■ **EXERCISE**
With the images removed, repeat the data below exactly.

■ **INFORMATION SHOWN**

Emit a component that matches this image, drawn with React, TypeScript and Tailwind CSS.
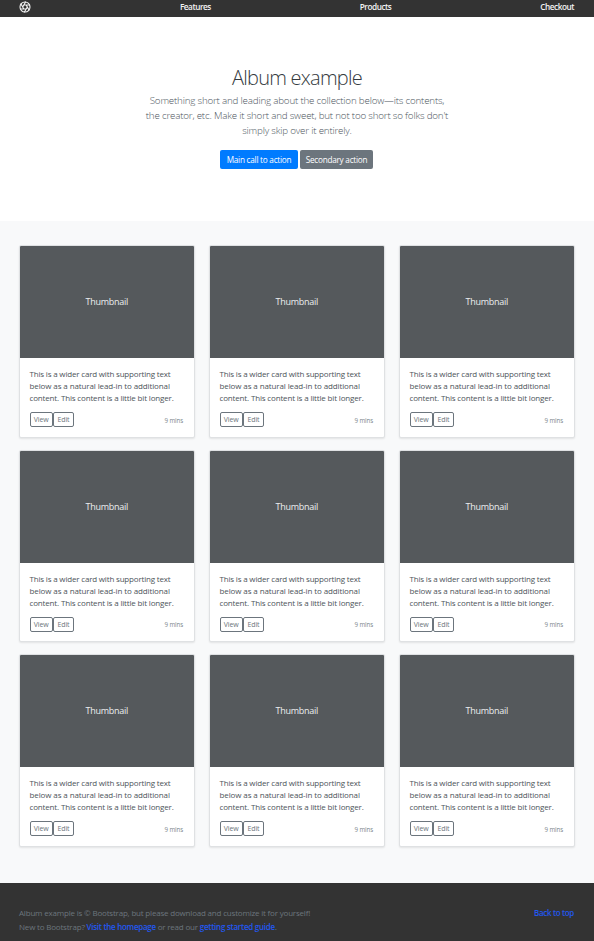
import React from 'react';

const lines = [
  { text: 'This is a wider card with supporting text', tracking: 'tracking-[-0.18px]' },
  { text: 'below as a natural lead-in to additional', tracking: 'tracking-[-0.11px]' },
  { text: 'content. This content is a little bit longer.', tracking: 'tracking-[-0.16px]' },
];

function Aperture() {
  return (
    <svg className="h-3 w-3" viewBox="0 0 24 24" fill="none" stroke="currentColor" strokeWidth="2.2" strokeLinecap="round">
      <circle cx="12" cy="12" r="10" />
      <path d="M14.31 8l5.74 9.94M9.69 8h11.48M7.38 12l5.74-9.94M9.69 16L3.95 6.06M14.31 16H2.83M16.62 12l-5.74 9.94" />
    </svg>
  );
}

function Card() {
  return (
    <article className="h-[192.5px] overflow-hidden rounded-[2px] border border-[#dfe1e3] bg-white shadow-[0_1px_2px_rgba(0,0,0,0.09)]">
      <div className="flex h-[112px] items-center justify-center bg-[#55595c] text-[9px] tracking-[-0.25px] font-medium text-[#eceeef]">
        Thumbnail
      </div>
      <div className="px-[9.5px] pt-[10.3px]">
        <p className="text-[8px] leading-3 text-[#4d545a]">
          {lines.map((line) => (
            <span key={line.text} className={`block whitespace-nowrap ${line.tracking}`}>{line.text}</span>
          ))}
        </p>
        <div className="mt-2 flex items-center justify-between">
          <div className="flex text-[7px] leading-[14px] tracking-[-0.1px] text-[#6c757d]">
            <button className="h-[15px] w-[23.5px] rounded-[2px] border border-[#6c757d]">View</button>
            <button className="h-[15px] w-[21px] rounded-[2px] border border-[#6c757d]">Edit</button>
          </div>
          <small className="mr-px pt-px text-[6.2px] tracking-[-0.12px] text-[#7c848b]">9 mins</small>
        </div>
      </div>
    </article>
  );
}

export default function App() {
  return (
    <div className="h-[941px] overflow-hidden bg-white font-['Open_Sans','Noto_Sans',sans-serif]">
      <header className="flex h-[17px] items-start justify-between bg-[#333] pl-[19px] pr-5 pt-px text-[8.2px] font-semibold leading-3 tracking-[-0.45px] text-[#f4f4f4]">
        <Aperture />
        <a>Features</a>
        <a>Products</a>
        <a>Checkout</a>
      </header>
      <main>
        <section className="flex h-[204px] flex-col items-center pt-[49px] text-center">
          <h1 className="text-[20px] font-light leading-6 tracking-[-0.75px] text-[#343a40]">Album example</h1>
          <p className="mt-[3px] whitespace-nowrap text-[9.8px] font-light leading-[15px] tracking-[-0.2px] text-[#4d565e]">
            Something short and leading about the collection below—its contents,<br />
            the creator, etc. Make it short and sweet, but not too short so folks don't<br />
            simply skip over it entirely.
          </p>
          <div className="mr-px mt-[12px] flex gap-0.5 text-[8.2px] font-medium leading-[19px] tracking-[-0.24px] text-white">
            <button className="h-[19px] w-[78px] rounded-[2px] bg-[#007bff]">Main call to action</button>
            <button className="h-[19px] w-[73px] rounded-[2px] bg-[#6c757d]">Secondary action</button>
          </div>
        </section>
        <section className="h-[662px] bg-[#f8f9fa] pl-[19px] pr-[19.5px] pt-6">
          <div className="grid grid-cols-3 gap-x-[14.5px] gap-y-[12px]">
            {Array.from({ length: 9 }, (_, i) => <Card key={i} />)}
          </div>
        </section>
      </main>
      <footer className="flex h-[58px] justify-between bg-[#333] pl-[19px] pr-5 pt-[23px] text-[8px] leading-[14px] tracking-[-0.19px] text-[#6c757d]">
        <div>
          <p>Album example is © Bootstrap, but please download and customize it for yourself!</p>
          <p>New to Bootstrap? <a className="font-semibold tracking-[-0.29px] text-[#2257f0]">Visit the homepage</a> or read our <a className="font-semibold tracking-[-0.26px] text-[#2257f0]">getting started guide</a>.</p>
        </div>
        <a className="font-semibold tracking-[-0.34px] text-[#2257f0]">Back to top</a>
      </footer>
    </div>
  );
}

■ **COMPLETED TASK**
Emit a component that matches this image, drawn with React, TypeScript and Tailwind CSS.
import React from 'react';

const lines = [
  { text: 'This is a wider card with supporting text', tracking: 'tracking-[-0.18px]' },
  { text: 'below as a natural lead-in to additional', tracking: 'tracking-[-0.11px]' },
  { text: 'content. This content is a little bit longer.', tracking: 'tracking-[-0.16px]' },
];

function Aperture() {
  return (
    <svg className="h-3 w-3" viewBox="0 0 24 24" fill="none" stroke="currentColor" strokeWidth="2.2" strokeLinecap="round">
      <circle cx="12" cy="12" r="10" />
      <path d="M14.31 8l5.74 9.94M9.69 8h11.48M7.38 12l5.74-9.94M9.69 16L3.95 6.06M14.31 16H2.83M16.62 12l-5.74 9.94" />
    </svg>
  );
}

function Card() {
  return (
    <article className="h-[192.5px] overflow-hidden rounded-[2px] border border-[#dfe1e3] bg-white shadow-[0_1px_2px_rgba(0,0,0,0.09)]">
      <div className="flex h-[112px] items-center justify-center bg-[#55595c] text-[9px] tracking-[-0.25px] font-medium text-[#eceeef]">
        Thumbnail
      </div>
      <div className="px-[9.5px] pt-[10.3px]">
        <p className="text-[8px] leading-3 text-[#4d545a]">
          {lines.map((line) => (
            <span key={line.text} className={`block whitespace-nowrap ${line.tracking}`}>{line.text}</span>
          ))}
        </p>
        <div className="mt-2 flex items-center justify-between">
          <div className="flex text-[7px] leading-[14px] tracking-[-0.1px] text-[#6c757d]">
            <button className="h-[15px] w-[23.5px] rounded-[2px] border border-[#6c757d]">View</button>
            <button className="h-[15px] w-[21px] rounded-[2px] border border-[#6c757d]">Edit</button>
          </div>
          <small className="mr-px pt-px text-[6.2px] tracking-[-0.12px] text-[#7c848b]">9 mins</small>
        </div>
      </div>
    </article>
  );
}

export default function App() {
  return (
    <div className="h-[941px] overflow-hidden bg-white font-['Open_Sans','Noto_Sans',sans-serif]">
      <header className="flex h-[17px] items-start justify-between bg-[#333] pl-[19px] pr-5 pt-px text-[8.2px] font-semibold leading-3 tracking-[-0.45px] text-[#f4f4f4]">
        <Aperture />
        <a>Features</a>
        <a>Products</a>
        <a>Checkout</a>
      </header>
      <main>
        <section className="flex h-[204px] flex-col items-center pt-[49px] text-center">
          <h1 className="text-[20px] font-light leading-6 tracking-[-0.75px] text-[#343a40]">Album example</h1>
          <p className="mt-[3px] whitespace-nowrap text-[9.8px] font-light leading-[15px] tracking-[-0.2px] text-[#4d565e]">
            Something short and leading about the collection below—its contents,<br />
            the creator, etc. Make it short and sweet, but not too short so folks don't<br />
            simply skip over it entirely.
          </p>
          <div className="mr-px mt-[12px] flex gap-0.5 text-[8.2px] font-medium leading-[19px] tracking-[-0.24px] text-white">
            <button className="h-[19px] w-[78px] rounded-[2px] bg-[#007bff]">Main call to action</button>
            <button className="h-[19px] w-[73px] rounded-[2px] bg-[#6c757d]">Secondary action</button>
          </div>
        </section>
        <section className="h-[662px] bg-[#f8f9fa] pl-[19px] pr-[19.5px] pt-6">
          <div className="grid grid-cols-3 gap-x-[14.5px] gap-y-[12px]">
            {Array.from({ length: 9 }, (_, i) => <Card key={i} />)}
          </div>
        </section>
      </main>
      <footer className="flex h-[58px] justify-between bg-[#333] pl-[19px] pr-5 pt-[23px] text-[8px] leading-[14px] tracking-[-0.19px] text-[#6c757d]">
        <div>
          <p>Album example is © Bootstrap, but please download and customize it for yourself!</p>
          <p>New to Bootstrap? <a className="font-semibold tracking-[-0.29px] text-[#2257f0]">Visit the homepage</a> or read our <a className="font-semibold tracking-[-0.26px] text-[#2257f0]">getting started guide</a>.</p>
        </div>
        <a className="font-semibold tracking-[-0.34px] text-[#2257f0]">Back to top</a>
      </footer>
    </div>
  );
}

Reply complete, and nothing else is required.